Aim of the task - Transcribe all of the material below word for word and leave out its pictures.

Supplied information -
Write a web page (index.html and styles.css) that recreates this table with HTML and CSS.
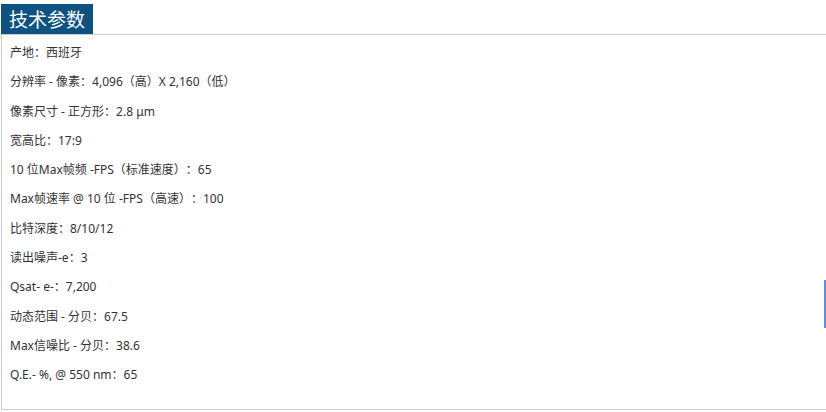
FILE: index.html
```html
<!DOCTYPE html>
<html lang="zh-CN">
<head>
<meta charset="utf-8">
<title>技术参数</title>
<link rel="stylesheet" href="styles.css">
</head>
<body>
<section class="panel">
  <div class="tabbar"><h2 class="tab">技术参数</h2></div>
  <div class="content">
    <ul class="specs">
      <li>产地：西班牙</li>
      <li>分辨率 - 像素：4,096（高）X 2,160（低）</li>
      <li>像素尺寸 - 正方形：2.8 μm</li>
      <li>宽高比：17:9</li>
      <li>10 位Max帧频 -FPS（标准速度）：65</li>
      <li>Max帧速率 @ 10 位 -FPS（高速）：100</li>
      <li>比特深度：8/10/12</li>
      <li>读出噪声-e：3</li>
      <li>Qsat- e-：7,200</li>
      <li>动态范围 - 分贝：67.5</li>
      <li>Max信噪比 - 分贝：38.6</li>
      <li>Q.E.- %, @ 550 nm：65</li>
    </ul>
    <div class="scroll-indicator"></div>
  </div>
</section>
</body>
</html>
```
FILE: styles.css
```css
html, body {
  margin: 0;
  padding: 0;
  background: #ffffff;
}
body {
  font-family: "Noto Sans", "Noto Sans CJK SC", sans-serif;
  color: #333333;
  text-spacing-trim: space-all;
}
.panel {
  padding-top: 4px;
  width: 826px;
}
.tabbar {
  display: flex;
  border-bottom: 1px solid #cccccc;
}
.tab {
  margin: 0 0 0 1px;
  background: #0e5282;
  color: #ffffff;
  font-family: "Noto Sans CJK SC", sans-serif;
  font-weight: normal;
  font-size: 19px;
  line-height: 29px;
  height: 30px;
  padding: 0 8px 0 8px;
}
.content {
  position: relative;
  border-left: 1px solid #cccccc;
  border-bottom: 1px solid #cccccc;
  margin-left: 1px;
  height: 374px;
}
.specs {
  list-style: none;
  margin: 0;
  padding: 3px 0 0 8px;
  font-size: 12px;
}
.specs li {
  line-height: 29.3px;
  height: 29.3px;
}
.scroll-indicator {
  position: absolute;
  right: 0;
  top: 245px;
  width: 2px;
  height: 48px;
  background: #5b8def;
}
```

Exercise output -
Write a web page (index.html and styles.css) that recreates this table with HTML and CSS.
FILE: index.html
```html
<!DOCTYPE html>
<html lang="zh-CN">
<head>
<meta charset="utf-8">
<title>技术参数</title>
<link rel="stylesheet" href="styles.css">
</head>
<body>
<section class="panel">
  <div class="tabbar"><h2 class="tab">技术参数</h2></div>
  <div class="content">
    <ul class="specs">
      <li>产地：西班牙</li>
      <li>分辨率 - 像素：4,096（高）X 2,160（低）</li>
      <li>像素尺寸 - 正方形：2.8 μm</li>
      <li>宽高比：17:9</li>
      <li>10 位Max帧频 -FPS（标准速度）：65</li>
      <li>Max帧速率 @ 10 位 -FPS（高速）：100</li>
      <li>比特深度：8/10/12</li>
      <li>读出噪声-e：3</li>
      <li>Qsat- e-：7,200</li>
      <li>动态范围 - 分贝：67.5</li>
      <li>Max信噪比 - 分贝：38.6</li>
      <li>Q.E.- %, @ 550 nm：65</li>
    </ul>
    <div class="scroll-indicator"></div>
  </div>
</section>
</body>
</html>
```
FILE: styles.css
```css
html, body {
  margin: 0;
  padding: 0;
  background: #ffffff;
}
body {
  font-family: "Noto Sans", "Noto Sans CJK SC", sans-serif;
  color: #333333;
  text-spacing-trim: space-all;
}
.panel {
  padding-top: 4px;
  width: 826px;
}
.tabbar {
  display: flex;
  border-bottom: 1px solid #cccccc;
}
.tab {
  margin: 0 0 0 1px;
  background: #0e5282;
  color: #ffffff;
  font-family: "Noto Sans CJK SC", sans-serif;
  font-weight: normal;
  font-size: 19px;
  line-height: 29px;
  height: 30px;
  padding: 0 8px 0 8px;
}
.content {
  position: relative;
  border-left: 1px solid #cccccc;
  border-bottom: 1px solid #cccccc;
  margin-left: 1px;
  height: 374px;
}
.specs {
  list-style: none;
  margin: 0;
  padding: 3px 0 0 8px;
  font-size: 12px;
}
.specs li {
  line-height: 29.3px;
  height: 29.3px;
}
.scroll-indicator {
  position: absolute;
  right: 0;
  top: 245px;
  width: 2px;
  height: 48px;
  background: #5b8def;
}
```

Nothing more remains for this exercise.